◆ **Instructions for the task**:
Each entry in the listing below should be restated word for word.
*** Supplied entries ***
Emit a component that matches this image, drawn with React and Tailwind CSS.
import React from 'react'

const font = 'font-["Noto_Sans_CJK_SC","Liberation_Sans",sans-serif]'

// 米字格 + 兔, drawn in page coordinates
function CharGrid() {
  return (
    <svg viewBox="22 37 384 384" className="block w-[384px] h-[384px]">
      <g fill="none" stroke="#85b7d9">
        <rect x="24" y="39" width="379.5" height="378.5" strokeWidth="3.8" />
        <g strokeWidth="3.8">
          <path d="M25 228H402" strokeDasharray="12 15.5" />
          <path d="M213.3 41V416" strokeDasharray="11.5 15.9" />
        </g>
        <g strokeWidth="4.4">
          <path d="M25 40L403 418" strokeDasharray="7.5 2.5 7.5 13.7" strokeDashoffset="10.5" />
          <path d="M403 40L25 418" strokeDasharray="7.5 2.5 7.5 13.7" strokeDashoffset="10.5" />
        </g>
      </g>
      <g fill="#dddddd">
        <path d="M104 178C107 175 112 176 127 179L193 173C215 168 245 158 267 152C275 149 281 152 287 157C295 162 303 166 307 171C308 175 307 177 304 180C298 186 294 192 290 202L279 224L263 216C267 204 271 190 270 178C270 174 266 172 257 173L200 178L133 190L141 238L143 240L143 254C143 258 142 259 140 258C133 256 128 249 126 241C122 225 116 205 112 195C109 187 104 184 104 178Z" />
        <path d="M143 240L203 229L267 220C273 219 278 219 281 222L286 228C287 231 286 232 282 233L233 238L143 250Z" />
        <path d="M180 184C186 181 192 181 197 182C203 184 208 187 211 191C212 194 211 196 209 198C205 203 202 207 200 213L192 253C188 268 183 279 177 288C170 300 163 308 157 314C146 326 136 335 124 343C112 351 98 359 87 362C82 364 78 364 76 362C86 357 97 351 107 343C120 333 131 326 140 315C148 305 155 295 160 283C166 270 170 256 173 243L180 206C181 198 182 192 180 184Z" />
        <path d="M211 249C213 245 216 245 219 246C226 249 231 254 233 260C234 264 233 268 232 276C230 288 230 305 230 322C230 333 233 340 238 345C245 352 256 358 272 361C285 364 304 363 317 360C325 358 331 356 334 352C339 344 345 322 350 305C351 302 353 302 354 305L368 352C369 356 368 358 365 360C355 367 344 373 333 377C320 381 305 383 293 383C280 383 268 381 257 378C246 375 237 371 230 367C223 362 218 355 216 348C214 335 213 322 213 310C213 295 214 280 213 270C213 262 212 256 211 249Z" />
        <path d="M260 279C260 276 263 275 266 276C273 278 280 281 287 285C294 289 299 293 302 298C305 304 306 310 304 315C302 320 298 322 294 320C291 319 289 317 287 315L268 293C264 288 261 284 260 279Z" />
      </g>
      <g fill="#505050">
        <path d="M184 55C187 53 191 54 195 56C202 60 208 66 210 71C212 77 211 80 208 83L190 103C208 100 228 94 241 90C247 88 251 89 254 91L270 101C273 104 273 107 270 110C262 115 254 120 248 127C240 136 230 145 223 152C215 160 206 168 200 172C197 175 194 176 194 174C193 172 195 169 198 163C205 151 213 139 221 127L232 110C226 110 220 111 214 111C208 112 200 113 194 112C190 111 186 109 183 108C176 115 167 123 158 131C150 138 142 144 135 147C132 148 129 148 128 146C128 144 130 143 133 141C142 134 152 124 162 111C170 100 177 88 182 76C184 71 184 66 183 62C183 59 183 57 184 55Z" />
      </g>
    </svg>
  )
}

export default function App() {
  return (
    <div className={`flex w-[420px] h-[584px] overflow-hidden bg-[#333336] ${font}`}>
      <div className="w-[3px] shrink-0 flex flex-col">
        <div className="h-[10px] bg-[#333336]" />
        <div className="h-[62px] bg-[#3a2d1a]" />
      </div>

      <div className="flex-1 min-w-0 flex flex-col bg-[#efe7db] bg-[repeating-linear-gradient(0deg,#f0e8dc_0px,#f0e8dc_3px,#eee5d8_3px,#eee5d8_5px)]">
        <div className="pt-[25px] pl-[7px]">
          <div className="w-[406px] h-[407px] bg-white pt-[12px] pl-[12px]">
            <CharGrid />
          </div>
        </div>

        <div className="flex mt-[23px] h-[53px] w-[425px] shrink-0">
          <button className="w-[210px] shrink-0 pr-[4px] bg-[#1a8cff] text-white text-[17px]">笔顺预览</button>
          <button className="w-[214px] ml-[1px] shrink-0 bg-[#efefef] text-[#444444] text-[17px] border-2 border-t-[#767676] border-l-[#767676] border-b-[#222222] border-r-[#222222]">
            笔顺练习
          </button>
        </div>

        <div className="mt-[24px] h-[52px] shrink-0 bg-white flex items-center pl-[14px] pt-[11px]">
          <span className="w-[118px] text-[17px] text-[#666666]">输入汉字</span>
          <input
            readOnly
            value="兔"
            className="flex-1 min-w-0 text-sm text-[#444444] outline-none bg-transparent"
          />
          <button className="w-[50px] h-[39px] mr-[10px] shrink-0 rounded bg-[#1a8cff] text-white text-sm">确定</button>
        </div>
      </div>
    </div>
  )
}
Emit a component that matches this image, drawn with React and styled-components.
***
◆ **Written reply**:
Emit a component that matches this image, drawn with React and Tailwind CSS.
import React from 'react'

const font = 'font-["Noto_Sans_CJK_SC","Liberation_Sans",sans-serif]'

// 米字格 + 兔, drawn in page coordinates
function CharGrid() {
  return (
    <svg viewBox="22 37 384 384" className="block w-[384px] h-[384px]">
      <g fill="none" stroke="#85b7d9">
        <rect x="24" y="39" width="379.5" height="378.5" strokeWidth="3.8" />
        <g strokeWidth="3.8">
          <path d="M25 228H402" strokeDasharray="12 15.5" />
          <path d="M213.3 41V416" strokeDasharray="11.5 15.9" />
        </g>
        <g strokeWidth="4.4">
          <path d="M25 40L403 418" strokeDasharray="7.5 2.5 7.5 13.7" strokeDashoffset="10.5" />
          <path d="M403 40L25 418" strokeDasharray="7.5 2.5 7.5 13.7" strokeDashoffset="10.5" />
        </g>
      </g>
      <g fill="#dddddd">
        <path d="M104 178C107 175 112 176 127 179L193 173C215 168 245 158 267 152C275 149 281 152 287 157C295 162 303 166 307 171C308 175 307 177 304 180C298 186 294 192 290 202L279 224L263 216C267 204 271 190 270 178C270 174 266 172 257 173L200 178L133 190L141 238L143 240L143 254C143 258 142 259 140 258C133 256 128 249 126 241C122 225 116 205 112 195C109 187 104 184 104 178Z" />
        <path d="M143 240L203 229L267 220C273 219 278 219 281 222L286 228C287 231 286 232 282 233L233 238L143 250Z" />
        <path d="M180 184C186 181 192 181 197 182C203 184 208 187 211 191C212 194 211 196 209 198C205 203 202 207 200 213L192 253C188 268 183 279 177 288C170 300 163 308 157 314C146 326 136 335 124 343C112 351 98 359 87 362C82 364 78 364 76 362C86 357 97 351 107 343C120 333 131 326 140 315C148 305 155 295 160 283C166 270 170 256 173 243L180 206C181 198 182 192 180 184Z" />
        <path d="M211 249C213 245 216 245 219 246C226 249 231 254 233 260C234 264 233 268 232 276C230 288 230 305 230 322C230 333 233 340 238 345C245 352 256 358 272 361C285 364 304 363 317 360C325 358 331 356 334 352C339 344 345 322 350 305C351 302 353 302 354 305L368 352C369 356 368 358 365 360C355 367 344 373 333 377C320 381 305 383 293 383C280 383 268 381 257 378C246 375 237 371 230 367C223 362 218 355 216 348C214 335 213 322 213 310C213 295 214 280 213 270C213 262 212 256 211 249Z" />
        <path d="M260 279C260 276 263 275 266 276C273 278 280 281 287 285C294 289 299 293 302 298C305 304 306 310 304 315C302 320 298 322 294 320C291 319 289 317 287 315L268 293C264 288 261 284 260 279Z" />
      </g>
      <g fill="#505050">
        <path d="M184 55C187 53 191 54 195 56C202 60 208 66 210 71C212 77 211 80 208 83L190 103C208 100 228 94 241 90C247 88 251 89 254 91L270 101C273 104 273 107 270 110C262 115 254 120 248 127C240 136 230 145 223 152C215 160 206 168 200 172C197 175 194 176 194 174C193 172 195 169 198 163C205 151 213 139 221 127L232 110C226 110 220 111 214 111C208 112 200 113 194 112C190 111 186 109 183 108C176 115 167 123 158 131C150 138 142 144 135 147C132 148 129 148 128 146C128 144 130 143 133 141C142 134 152 124 162 111C170 100 177 88 182 76C184 71 184 66 183 62C183 59 183 57 184 55Z" />
      </g>
    </svg>
  )
}

export default function App() {
  return (
    <div className={`flex w-[420px] h-[584px] overflow-hidden bg-[#333336] ${font}`}>
      <div className="w-[3px] shrink-0 flex flex-col">
        <div className="h-[10px] bg-[#333336]" />
        <div className="h-[62px] bg-[#3a2d1a]" />
      </div>

      <div className="flex-1 min-w-0 flex flex-col bg-[#efe7db] bg-[repeating-linear-gradient(0deg,#f0e8dc_0px,#f0e8dc_3px,#eee5d8_3px,#eee5d8_5px)]">
        <div className="pt-[25px] pl-[7px]">
          <div className="w-[406px] h-[407px] bg-white pt-[12px] pl-[12px]">
            <CharGrid />
          </div>
        </div>

        <div className="flex mt-[23px] h-[53px] w-[425px] shrink-0">
          <button className="w-[210px] shrink-0 pr-[4px] bg-[#1a8cff] text-white text-[17px]">笔顺预览</button>
          <button className="w-[214px] ml-[1px] shrink-0 bg-[#efefef] text-[#444444] text-[17px] border-2 border-t-[#767676] border-l-[#767676] border-b-[#222222] border-r-[#222222]">
            笔顺练习
          </button>
        </div>

        <div className="mt-[24px] h-[52px] shrink-0 bg-white flex items-center pl-[14px] pt-[11px]">
          <span className="w-[118px] text-[17px] text-[#666666]">输入汉字</span>
          <input
            readOnly
            value="兔"
            className="flex-1 min-w-0 text-sm text-[#444444] outline-none bg-transparent"
          />
          <button className="w-[50px] h-[39px] mr-[10px] shrink-0 rounded bg-[#1a8cff] text-white text-sm">确定</button>
        </div>
      </div>
    </div>
  )
}
Emit a component that matches this image, drawn with React and styled-components.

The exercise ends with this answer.